» STORED DATA:
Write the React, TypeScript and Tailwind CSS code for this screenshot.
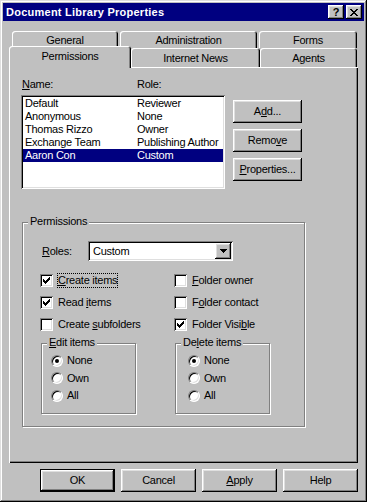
import React from "react";

function U({ children }: { children: React.ReactNode }) {
  return <span className="underline underline-offset-[1px]">{children}</span>;
}

function Btn({ children, className = "" }: { children: React.ReactNode; className?: string }) {
  return (
    <div
      className={`flex items-center justify-center bg-[#c0c0c0] shadow-[inset_-1px_-1px_#000,inset_1px_1px_#fff,inset_-2px_-2px_#808080,inset_2px_2px_#dfdfdf] ${className}`}
    >
      {children}
    </div>
  );
}

function Check({ checked }: { checked?: boolean }) {
  return (
    <span className="w-[13px] h-[13px] shrink-0 bg-white flex items-center justify-center shadow-[inset_1px_1px_#808080,inset_-1px_-1px_#fff,inset_2px_2px_#000,inset_-2px_-2px_#dfdfdf]">
      {checked && (
        <svg width="7" height="7" viewBox="0 0 7 7" shapeRendering="crispEdges">
          <rect x="0" y="2" width="1" height="3" fill="#000" />
          <rect x="1" y="3" width="1" height="3" fill="#000" />
          <rect x="2" y="4" width="1" height="3" fill="#000" />
          <rect x="3" y="3" width="1" height="3" fill="#000" />
          <rect x="4" y="2" width="1" height="3" fill="#000" />
          <rect x="5" y="1" width="1" height="3" fill="#000" />
          <rect x="6" y="0" width="1" height="3" fill="#000" />
        </svg>
      )}
    </span>
  );
}

function Radio({ on }: { on?: boolean }) {
  return (
    <span className="w-[12px] h-[12px] shrink-0 rounded-full bg-white flex items-center justify-center border border-t-[#808080] border-l-[#808080] border-b-white border-r-white shadow-[inset_1px_1px_#000,inset_-1px_-1px_#dfdfdf]">
      {on && <span className="w-[4px] h-[4px] rounded-full bg-black" />}
    </span>
  );
}

function CheckRow({
  checked,
  children,
  focus,
}: {
  checked?: boolean;
  children: React.ReactNode;
  focus?: boolean;
}) {
  return (
    <div className="flex items-center h-[13px]">
      <Check checked={checked} />
      <span
        className={`ml-[5px] whitespace-nowrap ${
          focus ? "outline outline-1 outline-dotted outline-black" : ""
        }`}
      >
        {children}
      </span>
    </div>
  );
}

function RadioGroup({
  label,
  pad,
  className = "",
}: {
  label: React.ReactNode;
  pad: string;
  className?: string;
}) {
  return (
    <div
      className={`relative w-[95px] h-[71px] border border-[#808080] shadow-[inset_1px_1px_#fff,1px_1px_#fff] ${className}`}
    >
      <span className="absolute -top-[8px] left-[5px] px-[2px] bg-[#c0c0c0] leading-[13px] whitespace-nowrap">
        {label}
      </span>
      <div className={`flex flex-col gap-[4.5px] mt-[10px] ${pad}`}>
        <div className="flex items-center h-[13px] gap-[4px]">
          <Radio on />
          <span>None</span>
        </div>
        <div className="flex items-center h-[13px] gap-[4px]">
          <Radio />
          <span>Own</span>
        </div>
        <div className="flex items-center h-[13px] gap-[4px]">
          <Radio />
          <span>All</span>
        </div>
      </div>
    </div>
  );
}

const users = [
  ["Default", "Reviewer"],
  ["Anonymous", "None"],
  ["Thomas Rizzo", "Owner"],
  ["Exchange Team", "Publishing Author"],
  ["Aaron Con", "Custom"],
];

export default function App() {
  return (
    <div className="w-[367px] h-[502px] bg-[#c0c0c0] p-[3px] flex flex-col font-['Liberation_Sans',Arial,sans-serif] text-[11px] leading-[13px] text-black tracking-[-0.25px] shadow-[inset_-1px_-1px_#000,inset_1px_1px_#dfdfdf,inset_-2px_-2px_#808080,inset_2px_2px_#fff] select-none">
      {/* Title bar */}
      <div className="h-[18px] shrink-0 bg-[#000080] flex items-center pl-[3px] pr-[2px]">
        <span className="flex-1 text-white font-bold tracking-[0.25px] whitespace-nowrap">
          Document Library Properties
        </span>
        <Btn className="w-[16px] h-[14px]">
          <span className="font-bold text-[11px] leading-none tracking-normal">?</span>
        </Btn>
        <Btn className="w-[16px] h-[14px] ml-[2px]">
          <svg width="8" height="7" viewBox="0 0 8 7" shapeRendering="crispEdges">
            <rect x="0" y="0" width="2" height="1" fill="#000" />
            <rect x="6" y="0" width="2" height="1" fill="#000" />
            <rect x="1" y="1" width="2" height="1" fill="#000" />
            <rect x="5" y="1" width="2" height="1" fill="#000" />
            <rect x="2" y="2" width="4" height="1" fill="#000" />
            <rect x="3" y="3" width="2" height="1" fill="#000" />
            <rect x="2" y="4" width="4" height="1" fill="#000" />
            <rect x="1" y="5" width="2" height="1" fill="#000" />
            <rect x="5" y="5" width="2" height="1" fill="#000" />
            <rect x="0" y="6" width="2" height="1" fill="#000" />
            <rect x="6" y="6" width="2" height="1" fill="#000" />
          </svg>
        </Btn>
      </div>

      {/* Tab row 1 */}
      <div className="flex mt-[10px] ml-[9px] gap-[2px] h-[17px] shrink-0">
        <div className="w-[106px] h-[17px] pt-[3px] text-center bg-[#c0c0c0] rounded-t-[3px] shadow-[inset_1px_1px_#fff,inset_-1px_0_#000,inset_-2px_0_#808080]">
          General
        </div>
        <div className="w-[137px] h-[17px] pt-[3px] text-center bg-[#c0c0c0] rounded-t-[3px] shadow-[inset_1px_1px_#fff,inset_-1px_0_#000,inset_-2px_0_#808080]">
          Administration
        </div>
        <div className="w-[98px] h-[17px] pt-[3px] text-center bg-[#c0c0c0] rounded-t-[3px] shadow-[inset_1px_1px_#fff,inset_-1px_0_#000,inset_-2px_0_#808080]">
          Forms
        </div>
      </div>

      {/* Tab row 2 */}
      <div className="flex -mt-[2px] ml-[6px] h-[21px] shrink-0 relative z-10">
        <div className="w-[122px] h-[22px] self-start pt-[4px] text-center bg-[#c0c0c0] rounded-t-[3px] shadow-[inset_1px_1px_#fff,inset_-1px_0_#000,inset_-2px_0_#808080]">
          Permissions
        </div>
        <div className="w-[129px] h-[19px] self-end pt-[4px] text-center bg-[#c0c0c0] rounded-t-[3px] shadow-[inset_1px_1px_#fff,inset_-1px_0_#000,inset_-2px_0_#808080]">
          Internet News
        </div>
        <div className="w-[97px] h-[19px] self-end pt-[4px] text-center bg-[#c0c0c0] rounded-t-[3px] shadow-[inset_1px_1px_#fff,inset_-1px_0_#000,inset_-2px_0_#808080]">
          Agents
        </div>
      </div>

      {/* Panel */}
      <div className="ml-[6px] w-[349px] h-[396px] shrink-0 bg-[#c0c0c0] shadow-[inset_1px_1px_#fff,inset_-1px_-1px_#000,inset_-2px_-2px_#808080] pt-[11px] pl-[12px]">
        <div className="flex h-[13px] pl-[1px]">
          <span className="w-[115px]">
            <U>N</U>ame:
          </span>
          <span>Role:</span>
        </div>

        <div className="flex mt-[4px]">
          <div className="w-[204px] h-[94px] bg-white p-[2px] shadow-[inset_1px_1px_#808080,inset_-1px_-1px_#fff,inset_2px_2px_#000,inset_-2px_-2px_#dfdfdf]">
            {users.map(([n, r], i) => (
              <div
                key={n}
                className={`flex h-[13px] whitespace-nowrap ${
                  i === 4 ? "bg-[#000080] text-white" : ""
                }`}
              >
                <span className="w-[114px] pl-[2px]">{n}</span>
                <span>{r}</span>
              </div>
            ))}
          </div>
          <div className="ml-[8px] mt-[5px] flex flex-col gap-[6px]">
            <Btn className="w-[69px] h-[23px]">
              A<U>d</U>d...
            </Btn>
            <Btn className="w-[69px] h-[23px]">
              Remo<U>v</U>e
            </Btn>
            <Btn className="w-[69px] h-[23px]">
              <U>P</U>roperties...
            </Btn>
          </div>
        </div>

        {/* Permissions group */}
        <div className="relative mt-[33px] ml-[1px] w-[283px] h-[205px] border border-[#808080] shadow-[inset_1px_1px_#fff,1px_1px_#fff]">
          <span className="absolute -top-[8px] left-[5px] px-[2px] bg-[#c0c0c0] leading-[13px]">
            Permissions
          </span>

          <div className="flex items-center mt-[18px] ml-[19px]">
            <span className="w-[46px]">
              <U>R</U>oles:
            </span>
            <div className="w-[145px] h-[20px] bg-white p-[2px] flex items-center shadow-[inset_1px_1px_#808080,inset_-1px_-1px_#fff,inset_2px_2px_#000,inset_-2px_-2px_#dfdfdf]">
              <span className="flex-1 pl-[3px]">Custom</span>
              <Btn className="w-[16px] h-[16px]">
                <svg width="7" height="4" viewBox="0 0 7 4" shapeRendering="crispEdges">
                  <rect x="0" y="0" width="7" height="1" fill="#000" />
                  <rect x="1" y="1" width="5" height="1" fill="#000" />
                  <rect x="2" y="2" width="3" height="1" fill="#000" />
                  <rect x="3" y="3" width="1" height="1" fill="#000" />
                </svg>
              </Btn>
            </div>
          </div>

          <div className="flex mt-[13px] ml-[17px]">
            <div className="w-[134px] flex flex-col gap-[9px]">
              <CheckRow checked focus>
                <U>C</U>reate items
              </CheckRow>
              <CheckRow checked>
                Read <U>i</U>tems
              </CheckRow>
              <CheckRow>
                Create <U>s</U>ubfolders
              </CheckRow>
            </div>
            <div className="flex flex-col gap-[9px]">
              <CheckRow>
                <U>F</U>older owner
              </CheckRow>
              <CheckRow>
                F<U>o</U>lder contact
              </CheckRow>
              <CheckRow checked>
                Folder Visi<U>b</U>le
              </CheckRow>
            </div>
          </div>

          <div className="flex mt-[12px] ml-[18px] gap-[39px]">
            <RadioGroup
              label={
                <>
                  <U>E</U>dit items
                </>
              }
              pad="pl-[9px]"
            />
            <RadioGroup
              label={
                <>
                  De<U>l</U>ete items
                </>
              }
              pad="pl-[12px]"
            />
          </div>
        </div>
      </div>

      {/* Bottom buttons */}
      <div className="flex gap-[6px] mt-[6px] ml-[37px]">
        <div className="w-[75px] h-[23px] flex items-center justify-center bg-[#c0c0c0] shadow-[inset_0_0_0_1px_#000,inset_-2px_-2px_#000,inset_2px_2px_#fff,inset_-3px_-3px_#808080,inset_3px_3px_#dfdfdf]">
          OK
        </div>
        <Btn className="w-[75px] h-[23px]">Cancel</Btn>
        <Btn className="w-[75px] h-[23px]">
          <U>A</U>pply
        </Btn>
        <Btn className="w-[75px] h-[23px]">Help</Btn>
      </div>
    </div>
  );
}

» WRITTEN EXERCISE:
Return a copy of every line that includes the word "React".

» FINISHED EXERCISE:
Write the React, TypeScript and Tailwind CSS code for this screenshot.
import React from "react";
function U({ children }: { children: React.ReactNode }) {
function Btn({ children, className = "" }: { children: React.ReactNode; className?: string }) {
  children: React.ReactNode;
  label: React.ReactNode;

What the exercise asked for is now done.